Friday, March 02, 2007

Senate Hearing: “The room was full, and overflow rooms were opened up.”

Locals speak out against toll roads

March 02, 2007

By ANDY HOGUE
Gainesville Daily Register
Copyright 2007

AUSTIN — At least four Cooke County residents traveled to Austin Thursday to give the Texas Senate and a state transportation committee a small piece of their minds on a project which plans to take a rather large piece of Cooke County real estate.

Amy Klein, a local obstetrician and an activist in the movement to oppose the Trans-Texas Corridor, said she and Norman Miner, Rose Miner and Precinct 1 County Commissioner Gary Hollowell attended a hearing at the Texas Capitol hosted by Sen. John Carona.

“The room was full, and overflow rooms were opened up,” Klein said of the crowd in an interview this morning.

She said the committee seemed appreciative of the comments.

“Sen. Carona said that they appreciated all of the citizens taking time out of their busy days to make our statements, and wanted to take time off work to come,” she said.

Hollowell said each speaker had three minutes, and all he could squeeze in was reciting Cooke County’s resolution against the Trans-Texas Corridor — a proposed network of limited-access, high-speed toll roads to be operated by a private company. The project is envisioned as a $184 billion 4,000-mile network of toll roads, rail lines and utilities.

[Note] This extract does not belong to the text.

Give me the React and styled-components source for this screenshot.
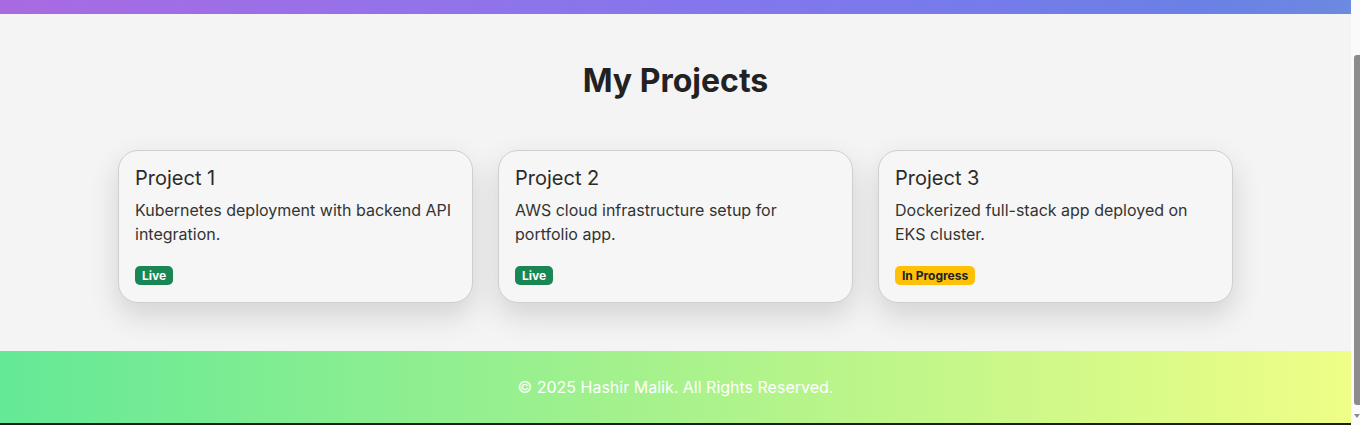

“I think it went well. There were probably 250 people in the auditorium,” Hollowell said this morning. “The committee was very genuine in their concerns and they were very receptive. They wanted to review the financing and discuss whether public-private partnership is the best way to proceed.”

Hollowell said the senators “asked some really tough questions and created debate between TxDOT experts and third-party witnesses who studied other toll roads.”

He said many of the witnesses called said privately operated state highways do not save money.

“What they said was private-public isn’t the way to go,” he said “Tolls would be more expensive to offset upfront money. You’re not going to see any intial savings ...”

According to Associated Press reports, before the public comments began, senators grilled transportation commissioners about the toll road project and why Interstate 35 couldn’t be widened instead.

The transportation commissioners present gave some financial estimates of expanding the interstate and said they would provide more at a later date.

But commission chairman Ric Williamson said the dense population along the interstate and lack of public money were reasons to opt for the Trans-Texas Corridor.

Its first segment would run a few miles east of and parallel to Interstate 35 down the center of Texas. That plan has infuriated rural land owners in its path who stand to lose farms and ranches and longtime family property.

Their complaints figured heavily into the Texas governor’s race last year — the Trans-Texas Corridor is a pet project of Gov. Rick Perry — and they highlighted Thursday’s daylong public hearing of the Senate Transportation and Homeland Security Committee.

“We’re ranchers. Our business is dependent on our land,” said Rosemary Gambino of Waller County, president of the Texas CattleWomen. “I plead with you that you not concrete over my ranch.”

When Williamson, a Perry appointee, and other transportation commissioners appeared before the Senate panel, Sen. John Carona, the committee chairman, asked questions he said were on the minds of many in the room.

Carona noted that Williamson and Perry were close, and Williamson acknowledged that, while offering praise for the governor’s decision to tackle the state’s transportation problems.

“I do think a great deal of him because I think he stuck his neck way out before an election,” the commissioner said. “And I will say, I find him to be remarkably evenhanded about solving problems.”

Carona wondered about the cost and feasibility of widening I-35, possibly with loops around heavily congested the metropolitan areas.

Williamson showed detailed maps about the population and congestion along I-35. He said 83 percent of the state’s population lives in a crescent covering the urban areas of Dallas-Fort Worth, Austin, San Antonio and Houston.

Carona, a Dallas Republican, also said many Texans have been skeptical of the toll road project because of the aura of secrecy surrounding it.

“When information isn’t shared, when open records are ignored or are challenged in court, people are always led — it’s human nature — people are led to believe that there’s some other agenda,” Carona said.

Some sections of the state’s contract with the Spanish-American consortium Cintra-Zachry to develop the Trans-Texas Corridor were kept secret for 18 months and were the subject of a court case brought by the company and the Texas Department of Transportation. That lawsuit was filed after the attorney general ruled the contract was a public record.

The secret sections of the contract were finally made public in September.

State auditors testifying before the Senate committee Thursday mentioned that open records dispute and cited findings from a report they released last week on the Trans-Texas Corridor. They noted that some invoices at the transportation department were coded incorrectly and listed under engineering when they were really for public relations.

“Oooohhhh,” many in the audience said in unison, in disapproving fashion.